今日の夕食時のホアンキエム湖の靄などから考えると、ハノイ一帯の磁場がゆがみ始めているのではないかと思った。そうじゃないと、こんなにもいろいろな不思議な体験をするとはおかしすぎる。磁場のゆがみからあの世とこの世の境界線があいまいになり、この世のものでない輩が、ハノイの街を徘徊し始めているように思えた。
最初は山田と僕の感性が刺激し合って、このような現象を起こしているのかと思った。二人の感性の刺激でここまでいろいろなことが起きるとは、到底思えない。僕の意見を山田に伝えたなら、どう回答するのかと少々気になった。
そういえば、山田のホテルがある通りは、ハンクアット通りにある。僕の滞在のホテルのすぐ近くだった。ホテルまで山田は無事に帰れただろうかとふと不安に思えた。彼も僕と同じように感覚が鋭いから、危険を察知して回避できるはずである。
明日は、いよいよ帰国の日となる。今回のハノイ渡航は、三泊四日と短い期間ではあったが、貴重な体験ができた期間だった。こんな体験も僕の一生の中で何回あることだろうかと思った。そう考えるとなんだかさ虚しさを感じてしまった。
そろそろ湯船にお湯がたまったころかなって思い、お風呂を覗いてみた。いい感じでお湯がたまっている。さぁ、今日の疲れを取りましょうかと思い、僕は湯船につかり、足を思いっきり延ばしくつろいだ。バスルームの扉は開けたままで、テレビから流れるベトナム語のBGMを聞きながら湯船に体を沈めた。外国で現地の言葉のテレビを見ると国によって番組構成の特徴があり、面白いものだ。日本語だったら、情報が伝わってくるが現地の言語の場合、情報までは伝わってこないから、BGMにもってつけの音である。

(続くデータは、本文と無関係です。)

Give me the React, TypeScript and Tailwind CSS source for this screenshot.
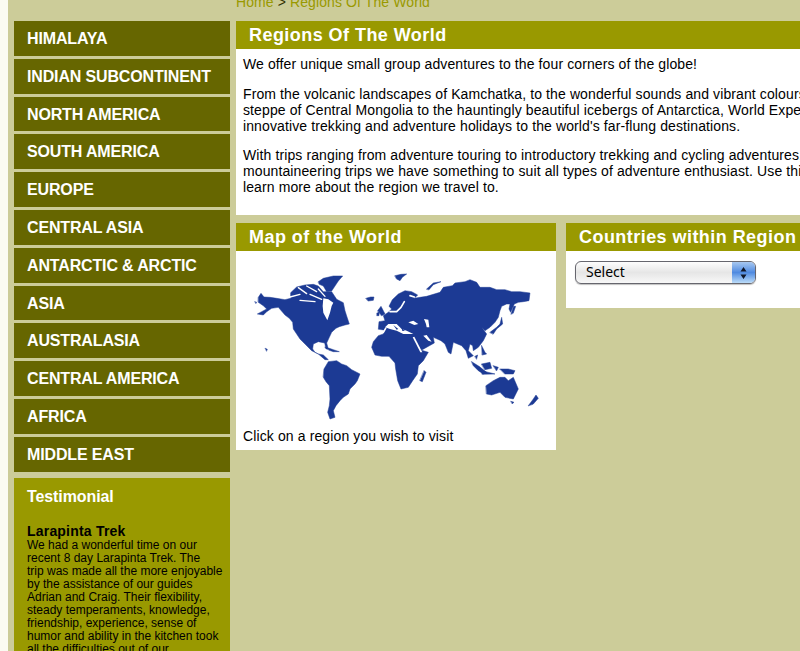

湯船つかっていたところ、思い出したことがあった。
そういえば、僕が大学時代に一人でバンコクへ行った時のことだ、僕が地球の歩き方を持ってバンコク市内のお寺を巡っていたら、暁のお寺で有名なワット・アルンで日本人の大学生に声をかけられたことを思い出した。その人は、信州大学の医学部在籍と言っていた。話が合い二人でバンコクの街を巡ったことを思い出した。今回の山田との出合いもこんな思い出になるんだろうなって思った。

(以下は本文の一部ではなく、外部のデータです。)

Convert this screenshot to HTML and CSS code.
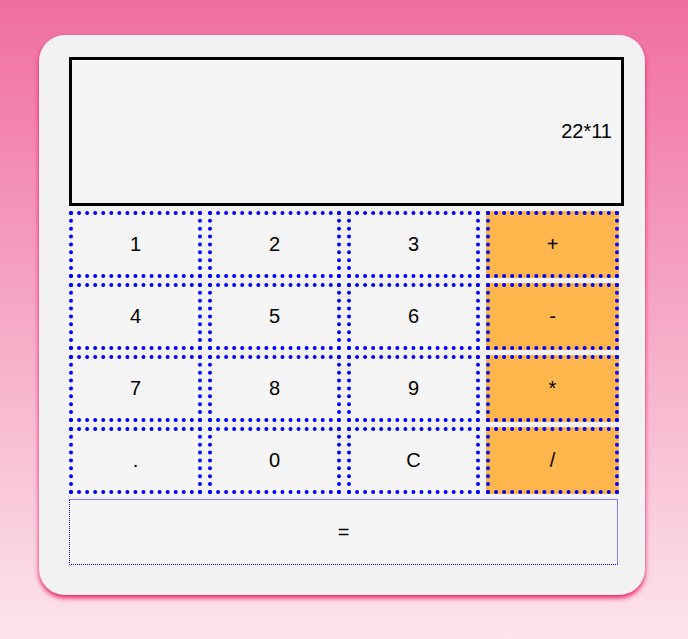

旅での人の出会いって本当に偶然が重なった結果だなと思う。この出会いが、今後の僕の人生にどんな影響が出るのかと考えると、また面白くわくわくしてくる。人の出会ってある意味、運命なのかもしれない。ほんのちょっとでも時間のずれや空間のずれがあったら、二人は全く出会うことがなっただろうし、お互いの存在自体に気が付く余地がないと思う。

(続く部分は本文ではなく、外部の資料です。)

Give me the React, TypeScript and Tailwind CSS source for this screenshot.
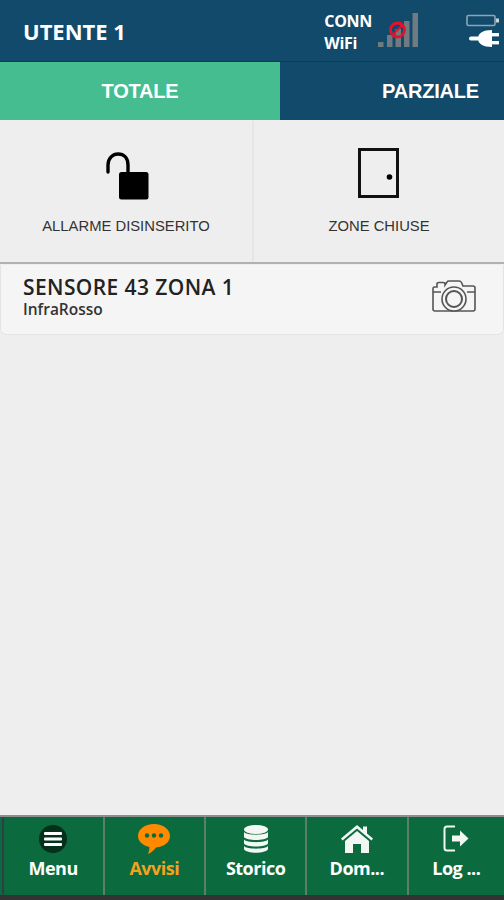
const sans = "font-['Liberation_Sans',Arial,sans-serif]";
const open = "font-['Open_Sans','Noto_Sans',sans-serif]";

function Signal() {
  return (
    <svg width="42" height="36" viewBox="0 0 42 36" className="block">
      <rect x="1" y="29" width="5.5" height="5" fill="#6f7b80" />
      <rect x="10" y="22" width="5.5" height="12" fill="#6f7b80" />
      <rect x="18.5" y="16" width="5.5" height="18" fill="#6f7b80" />
      <rect x="27" y="8" width="5.5" height="26" fill="#6f7b80" />
      <rect x="35.5" y="0" width="5.5" height="34" fill="#6f7b80" />
      <circle cx="20.5" cy="17" r="7" fill="none" stroke="#e8102a" strokeWidth="2.8" />
      <path d="M15.5 22 L25.5 12" stroke="#e8102a" strokeWidth="2" />
    </svg>
  );
}

function Power() {
  return (
    <svg width="34" height="34" viewBox="0 0 34 34" className="block">
      <rect x="1" y="1.5" width="28" height="10" rx="1.5" fill="none" stroke="#8fa5b3" strokeWidth="1.6" />
      <rect x="30" y="4.5" width="3" height="4" fill="#c9d3da" />
      <rect x="3" y="22.5" width="11" height="4" rx="2" fill="#fff" />
      <path d="M26 16 C17 16 12 19 12 24.5 C12 30 17 33 26 33 Z" fill="#fff" />
      <rect x="25" y="19" width="8" height="3.4" fill="#fff" />
      <rect x="25" y="27" width="8" height="3.4" fill="#fff" />
    </svg>
  );
}

function Lock() {
  return (
    <svg width="44" height="48" viewBox="0 0 44 48" className="block">
      <path d="M2 20 V13 C2 6 7 2 12 2 C18 2 22 6 22 13 V21" fill="none" stroke="#000" strokeWidth="3.4" strokeLinecap="round" />
      <rect x="13" y="20" width="29.5" height="27.5" rx="2.5" fill="#000" />
    </svg>
  );
}

function Door() {
  return (
    <svg width="42" height="50" viewBox="0 0 42 50" className="block">
      <rect x="1.5" y="1.5" width="38" height="47" fill="none" stroke="#111" strokeWidth="3" />
      <circle cx="31.5" cy="29" r="2.8" fill="#000" />
    </svg>
  );
}

function CameraIcon() {
  return (
    <svg width="44" height="36" viewBox="0 0 44 36" className="block" fill="none" stroke="#555" strokeWidth="1.6">
      <path d="M2.5 7 H5 V4 C5 3 6 2.5 7 2.5 H11 C12 2.5 13 3 13 4 V5 L15 2 C15.5 1.2 16.5 1 17 1 H27 C28 1 29 1.5 29.5 2.5 L31 6 H41 C42 6 43 7 43 8 V29 C43 30 42 31 41 31 H3 C2 31 1 30 1 29 V8.5 C1 7.5 1.5 7 2.5 7 Z" />
      <circle cx="22" cy="19" r="12" fill="#f5f5f5" />
      <circle cx="22" cy="19" r="8" strokeWidth="2" />
      <path d="M1 12 H9 M35 12 H43" />
    </svg>
  );
}

function MenuIcon() {
  return (
    <svg width="30" height="30" viewBox="0 0 30 30" className="block">
      <circle cx="15" cy="15" r="14" fill="#05301c" />
      <rect x="6" y="8" width="18" height="3" rx="1" fill="#fff" />
      <rect x="6" y="13.5" width="18" height="3" rx="1" fill="#fff" />
      <rect x="6" y="19" width="18" height="3" rx="1" fill="#fff" />
    </svg>
  );
}

function Chat() {
  return (
    <svg width="32" height="30" viewBox="0 0 32 30" className="block">
      <path d="M16 0 C25 0 32 5 32 12 C32 18 26 23 18 23.5 C16 26 13 29 10 30 C11 27.5 11.5 25.5 11.3 23 C5 21.5 0 17.5 0 12 C0 5 7 0 16 0 Z" fill="#ff8a00" />
      <circle cx="9" cy="11.5" r="2.2" fill="#0b6b3f" />
      <circle cx="16" cy="11.5" r="2.2" fill="#0b6b3f" />
      <circle cx="23" cy="11.5" r="2.2" fill="#0b6b3f" />
    </svg>
  );
}

function Database() {
  return (
    <svg width="24" height="28" viewBox="0 0 24 28" className="block" fill="#f2f7f4">
      <ellipse cx="12" cy="4.5" rx="12" ry="4.5" />
      <path d="M0 7 C2 10.5 22 10.5 24 7 V12 C22 16 2 16 0 12 Z" />
      <path d="M0 14.5 C2 18 22 18 24 14.5 V18.5 C22 22.5 2 22.5 0 18.5 Z" />
      <path d="M0 21 C2 24.5 22 24.5 24 21 V24 C22 29 2 29 0 24 Z" />
    </svg>
  );
}

function Home() {
  return (
    <svg width="32" height="28" viewBox="0 0 32 28" className="block" fill="#f2f7f4">
      <path d="M16 0 L22 5 V1.5 H26 V8.5 L32 13.5 L30.5 15.5 L16 3.5 L1.5 15.5 L0 13.5 Z" />
      <path d="M16 6 L28 16 V28 H20 V19 H12 V28 H4 V16 Z" />
    </svg>
  );
}

function Logout() {
  return (
    <svg width="26" height="28" viewBox="0 0 26 28" className="block">
      <path d="M12 1.5 H4 C2.5 1.5 1.5 2.5 1.5 4 V23 C1.5 24.5 2.5 25.5 4 25.5 H12" fill="none" stroke="#f2f7f4" strokeWidth="2" />
      <path d="M9 10.5 H17 V5.5 L25.5 13.5 L17 21.5 V16.5 H9 Z" fill="#f2f7f4" />
    </svg>
  );
}

const tabs = [
  { label: "Menu", icon: <MenuIcon />, color: "text-white", cell: "w-[101.25px] border-[#2f3f4a]" },
  { label: "Avvisi", icon: <Chat />, color: "text-[#f5a21b]", cell: "w-[101.25px] border-[#5c7f6c]" },
  { label: "Storico", icon: <Database />, color: "text-white", cell: "w-[101.25px] border-[#5c7f6c]" },
  { label: "Dom...", icon: <Home />, color: "text-white", cell: "w-[101.25px] border-[#5c7f6c]" },
  { label: "Log ...", icon: <Logout />, color: "text-white", cell: "flex-1 border-[#5c7f6c]" },
];

export default function App() {
  return (
    <div className={`flex h-[900px] w-[504px] flex-col overflow-hidden bg-[#eeeeee] ${sans}`}>
      <header className="flex h-[62px] items-center border-b border-[#0d3a5e] bg-[#114a6b] pl-[23px] pr-[4px]">
        <span className={`${open} mt-[2px] text-[22px] font-bold text-white`}>UTENTE 1</span>
        <div className={`${open} ml-auto mt-[2px] text-[16px] font-bold leading-[22px] tracking-[-0.3px] text-white`}>
          <div>CONN</div>
          <div>WiFi</div>
        </div>
        <div className="ml-[5px]"><Signal /></div>
        <div className="ml-[47px]"><Power /></div>
      </header>
      <nav className="flex h-[58px] bg-[#114a6b] text-[20px] font-bold tracking-[-0.2px] text-white">
        <div className="flex w-[280px] items-center justify-center bg-[#45bd91]">TOTALE</div>
        <div className="flex flex-1 items-center justify-end pr-[25px]">PARZIALE</div>
      </nav>
      <section className="mt-[1px] flex h-[143px] border-b-2 border-[#aeb2b2] text-[14.8px] text-[#333]">
        <div className="flex w-[254px] flex-col items-center border-r-2 border-[#e6e6e6] pt-[31px]">
          <div className="ml-[3px]"><Lock /></div>
          <div className="mt-[15px]">ALLARME DISINSERITO</div>
        </div>
        <div className="flex flex-1 flex-col items-center pt-[27px]">
          <Door />
          <div className="mt-[17px]">ZONE CHIUSE</div>
        </div>
      </section>
      <article className={`${open} mt-[1px] flex h-[70px] items-center rounded-b-[6px] border-x border-b border-[#e4e4e4] bg-[#f5f5f5] pb-[4px] pl-[22px] pr-[27px]`}>
        <div className="flex flex-col gap-[1px]">
          <div className="text-[21px] font-semibold leading-[22px] tracking-[0.4px] text-[#222]">SENSORE 43 ZONA 1</div>
          <div className="text-[15.5px] font-semibold leading-[20px] text-[#333]">InfraRosso</div>
        </div>
        <div className="ml-auto"><CameraIcon /></div>
      </article>
      <div className="flex-1" />
      <footer className={`${open} flex h-[85px] border-t-2 border-[#8c8f8c] bg-[#333] pb-[5px]`}>
        <div className="w-[1.5px] shrink-0 bg-[#0b6b3f]" />
        {tabs.map((t) => (
          <div
            key={t.label}
            className={`flex flex-col items-center border-l-2 bg-[#0b6b3f] pt-[6px] ${t.cell}`}
          >
            <div className="flex h-[32px] items-center justify-center">{t.icon}</div>
            <div className={`mt-[1px] text-[18px] font-bold leading-[24px] tracking-[-0.5px] ${t.color}`}>{t.label}</div>
          </div>
        ))}
      </footer>
    </div>
  );
}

世界中にたくさんの人たちがいる中で、偶然出会えたことへ感謝したいとおもった。僕はくつろぎながら旅情に浸っていたら、あっという間に12時超えていた。そろそろ寝なければと思いベッドに横たわった。日本での仕事でもそうだが、一緒に仕事をする人たちは、何か縁があって僕と一緒に仕事をしているんだろうと思うと、非常に大切な存在だと実感する。明日はいよいよ日本への帰国の日である。今回の日程は、ある意味弾丸ではあったが、非常に充実したネタ集めの旅となった。人生である意味大切な時間の一つになることは間違いない。そう考えていると、僕は急にうとうとと睡魔に襲われてきた。